— start Given entries —
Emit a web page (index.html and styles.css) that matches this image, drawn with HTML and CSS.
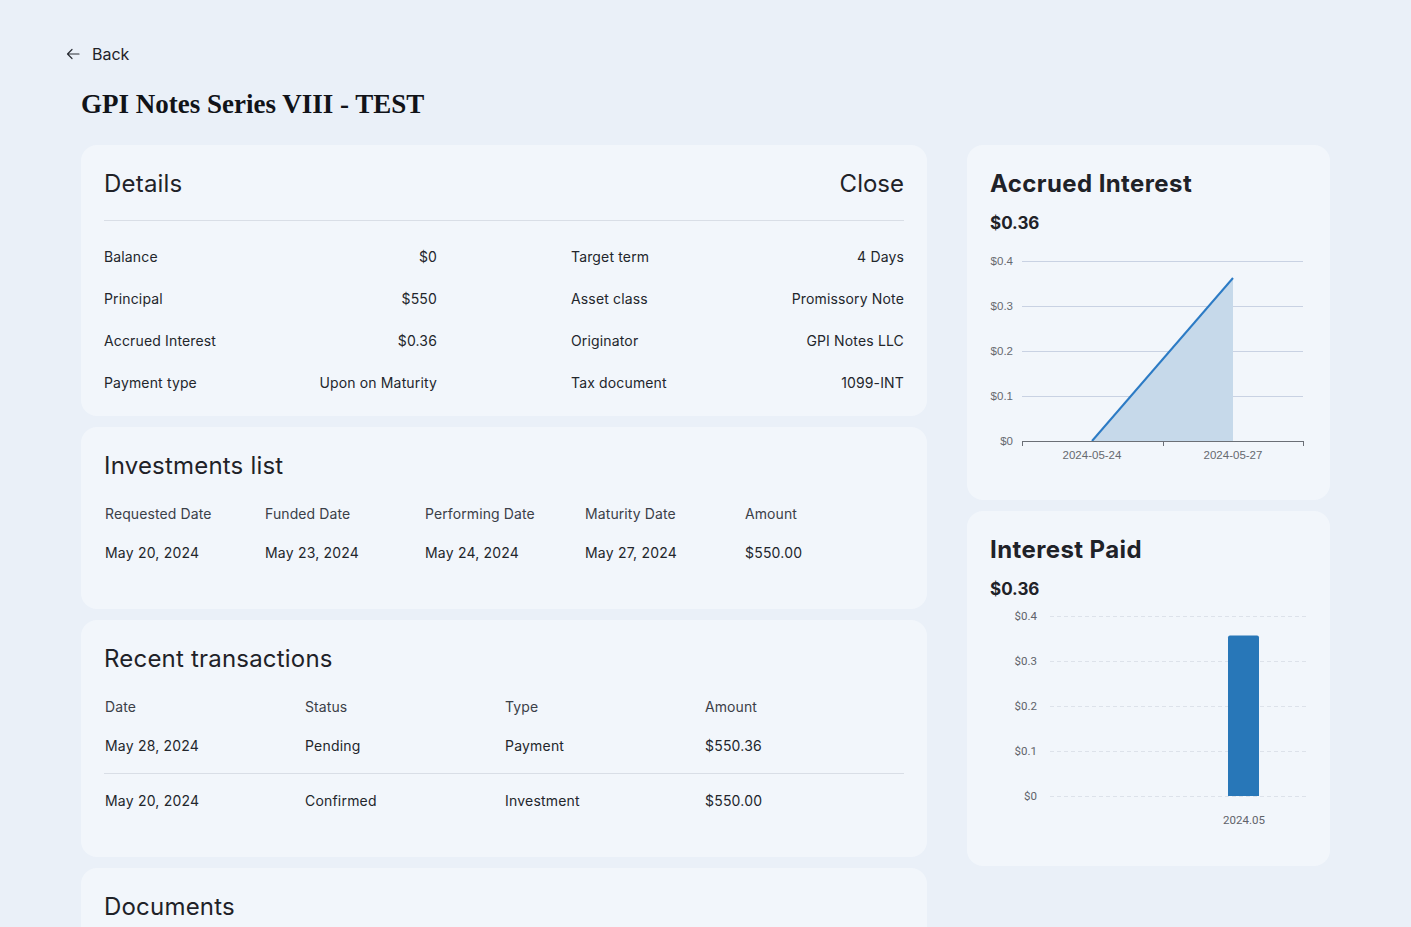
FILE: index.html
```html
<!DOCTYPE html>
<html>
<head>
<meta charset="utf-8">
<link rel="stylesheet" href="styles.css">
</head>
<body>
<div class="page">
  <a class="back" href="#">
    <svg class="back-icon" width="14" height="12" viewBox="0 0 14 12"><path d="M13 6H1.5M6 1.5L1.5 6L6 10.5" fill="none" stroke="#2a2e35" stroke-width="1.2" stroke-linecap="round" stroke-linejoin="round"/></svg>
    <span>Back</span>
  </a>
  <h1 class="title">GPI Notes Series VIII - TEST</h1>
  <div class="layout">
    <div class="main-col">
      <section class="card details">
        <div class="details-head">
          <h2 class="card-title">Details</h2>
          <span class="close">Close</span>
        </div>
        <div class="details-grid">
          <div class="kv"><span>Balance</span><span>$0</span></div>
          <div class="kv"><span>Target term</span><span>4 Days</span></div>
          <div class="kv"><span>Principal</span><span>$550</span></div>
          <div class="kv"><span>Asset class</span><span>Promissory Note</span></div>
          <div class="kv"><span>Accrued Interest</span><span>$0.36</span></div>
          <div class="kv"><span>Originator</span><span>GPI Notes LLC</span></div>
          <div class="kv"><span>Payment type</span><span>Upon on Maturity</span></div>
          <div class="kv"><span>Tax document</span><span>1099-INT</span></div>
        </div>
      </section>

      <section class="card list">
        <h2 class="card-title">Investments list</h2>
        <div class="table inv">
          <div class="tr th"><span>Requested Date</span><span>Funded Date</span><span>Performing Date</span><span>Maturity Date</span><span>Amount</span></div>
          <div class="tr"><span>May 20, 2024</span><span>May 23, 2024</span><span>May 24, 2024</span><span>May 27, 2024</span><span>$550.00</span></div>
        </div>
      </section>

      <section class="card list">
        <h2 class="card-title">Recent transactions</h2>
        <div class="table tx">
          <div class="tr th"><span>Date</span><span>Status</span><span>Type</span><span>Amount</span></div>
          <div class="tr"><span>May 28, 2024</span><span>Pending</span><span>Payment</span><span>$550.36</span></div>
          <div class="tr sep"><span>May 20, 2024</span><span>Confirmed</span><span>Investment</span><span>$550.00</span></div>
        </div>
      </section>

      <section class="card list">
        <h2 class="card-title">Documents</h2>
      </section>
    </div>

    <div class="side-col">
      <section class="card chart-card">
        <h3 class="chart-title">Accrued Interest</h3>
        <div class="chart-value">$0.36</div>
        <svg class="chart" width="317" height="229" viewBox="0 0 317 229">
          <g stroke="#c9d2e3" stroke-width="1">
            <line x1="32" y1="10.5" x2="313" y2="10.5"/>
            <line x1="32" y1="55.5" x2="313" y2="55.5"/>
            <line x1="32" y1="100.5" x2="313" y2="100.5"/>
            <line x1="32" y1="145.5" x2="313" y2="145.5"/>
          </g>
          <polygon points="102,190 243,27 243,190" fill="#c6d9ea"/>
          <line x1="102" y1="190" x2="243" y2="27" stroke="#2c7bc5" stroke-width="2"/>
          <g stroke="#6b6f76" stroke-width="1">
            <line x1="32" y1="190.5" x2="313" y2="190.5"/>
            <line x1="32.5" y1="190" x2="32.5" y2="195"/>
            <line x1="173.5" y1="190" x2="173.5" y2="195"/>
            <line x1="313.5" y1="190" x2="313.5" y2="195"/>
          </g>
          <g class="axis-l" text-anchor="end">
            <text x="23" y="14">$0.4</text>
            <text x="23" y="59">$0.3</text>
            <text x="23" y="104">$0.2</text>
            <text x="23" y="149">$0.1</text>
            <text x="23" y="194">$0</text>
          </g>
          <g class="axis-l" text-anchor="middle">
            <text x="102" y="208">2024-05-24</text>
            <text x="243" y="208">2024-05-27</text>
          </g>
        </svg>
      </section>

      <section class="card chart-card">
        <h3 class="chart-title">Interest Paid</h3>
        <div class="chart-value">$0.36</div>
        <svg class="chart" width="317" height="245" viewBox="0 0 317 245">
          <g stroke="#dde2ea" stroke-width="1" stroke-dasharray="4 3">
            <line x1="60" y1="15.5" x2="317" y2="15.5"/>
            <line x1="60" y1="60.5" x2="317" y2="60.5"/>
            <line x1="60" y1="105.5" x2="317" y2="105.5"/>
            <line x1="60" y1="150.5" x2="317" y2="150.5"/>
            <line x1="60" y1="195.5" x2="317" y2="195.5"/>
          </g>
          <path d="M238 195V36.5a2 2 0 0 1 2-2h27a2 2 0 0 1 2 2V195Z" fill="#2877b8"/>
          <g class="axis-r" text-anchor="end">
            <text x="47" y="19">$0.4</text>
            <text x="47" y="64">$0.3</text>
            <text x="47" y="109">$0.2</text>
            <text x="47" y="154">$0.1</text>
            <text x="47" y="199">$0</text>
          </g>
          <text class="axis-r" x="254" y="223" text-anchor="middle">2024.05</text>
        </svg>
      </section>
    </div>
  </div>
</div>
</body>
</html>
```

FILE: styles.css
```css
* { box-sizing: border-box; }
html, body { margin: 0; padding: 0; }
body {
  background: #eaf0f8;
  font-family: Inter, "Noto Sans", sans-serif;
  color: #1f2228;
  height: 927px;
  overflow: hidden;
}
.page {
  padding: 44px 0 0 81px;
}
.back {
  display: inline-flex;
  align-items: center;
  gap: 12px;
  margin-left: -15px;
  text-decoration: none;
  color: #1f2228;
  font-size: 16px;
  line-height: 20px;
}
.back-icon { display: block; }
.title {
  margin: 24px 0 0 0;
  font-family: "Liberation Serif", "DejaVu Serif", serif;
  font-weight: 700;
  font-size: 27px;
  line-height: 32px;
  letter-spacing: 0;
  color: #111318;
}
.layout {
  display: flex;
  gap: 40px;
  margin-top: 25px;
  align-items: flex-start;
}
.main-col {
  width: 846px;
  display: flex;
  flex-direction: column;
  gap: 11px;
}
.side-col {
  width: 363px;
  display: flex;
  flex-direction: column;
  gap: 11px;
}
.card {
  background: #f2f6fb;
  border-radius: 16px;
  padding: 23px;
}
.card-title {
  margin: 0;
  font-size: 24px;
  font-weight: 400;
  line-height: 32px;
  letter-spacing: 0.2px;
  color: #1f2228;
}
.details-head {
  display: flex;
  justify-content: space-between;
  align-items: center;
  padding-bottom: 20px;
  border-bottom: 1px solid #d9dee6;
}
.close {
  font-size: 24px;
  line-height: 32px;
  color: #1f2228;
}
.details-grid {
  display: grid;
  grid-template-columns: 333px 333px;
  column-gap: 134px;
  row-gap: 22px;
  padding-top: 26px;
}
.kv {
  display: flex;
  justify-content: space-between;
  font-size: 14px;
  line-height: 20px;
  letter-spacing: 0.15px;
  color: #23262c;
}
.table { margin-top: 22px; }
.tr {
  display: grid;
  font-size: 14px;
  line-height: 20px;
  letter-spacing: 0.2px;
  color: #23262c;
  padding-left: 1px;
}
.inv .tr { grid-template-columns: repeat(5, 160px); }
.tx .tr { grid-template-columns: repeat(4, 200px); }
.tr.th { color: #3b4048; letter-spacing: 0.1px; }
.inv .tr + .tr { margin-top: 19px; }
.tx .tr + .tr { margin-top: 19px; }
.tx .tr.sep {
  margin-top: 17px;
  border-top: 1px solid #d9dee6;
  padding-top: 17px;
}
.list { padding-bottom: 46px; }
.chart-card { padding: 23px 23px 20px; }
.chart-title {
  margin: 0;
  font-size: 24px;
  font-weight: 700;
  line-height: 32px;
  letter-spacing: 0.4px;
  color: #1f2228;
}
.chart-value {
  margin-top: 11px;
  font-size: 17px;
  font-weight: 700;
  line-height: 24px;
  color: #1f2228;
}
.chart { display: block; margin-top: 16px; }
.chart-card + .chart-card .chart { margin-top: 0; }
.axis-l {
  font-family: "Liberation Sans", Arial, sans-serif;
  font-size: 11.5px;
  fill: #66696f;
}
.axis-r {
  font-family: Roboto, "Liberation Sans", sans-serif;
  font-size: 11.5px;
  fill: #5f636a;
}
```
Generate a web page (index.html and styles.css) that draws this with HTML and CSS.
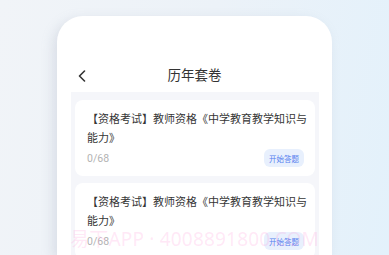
— end Given entries —
## Goal:
Copy out every line of the listing that includes the string "page".

## Solution for this exercise:
Emit a web page (index.html and styles.css) that matches this image, drawn with HTML and CSS.
<div class="page">
.page {
Generate a web page (index.html and styles.css) that draws this with HTML and CSS.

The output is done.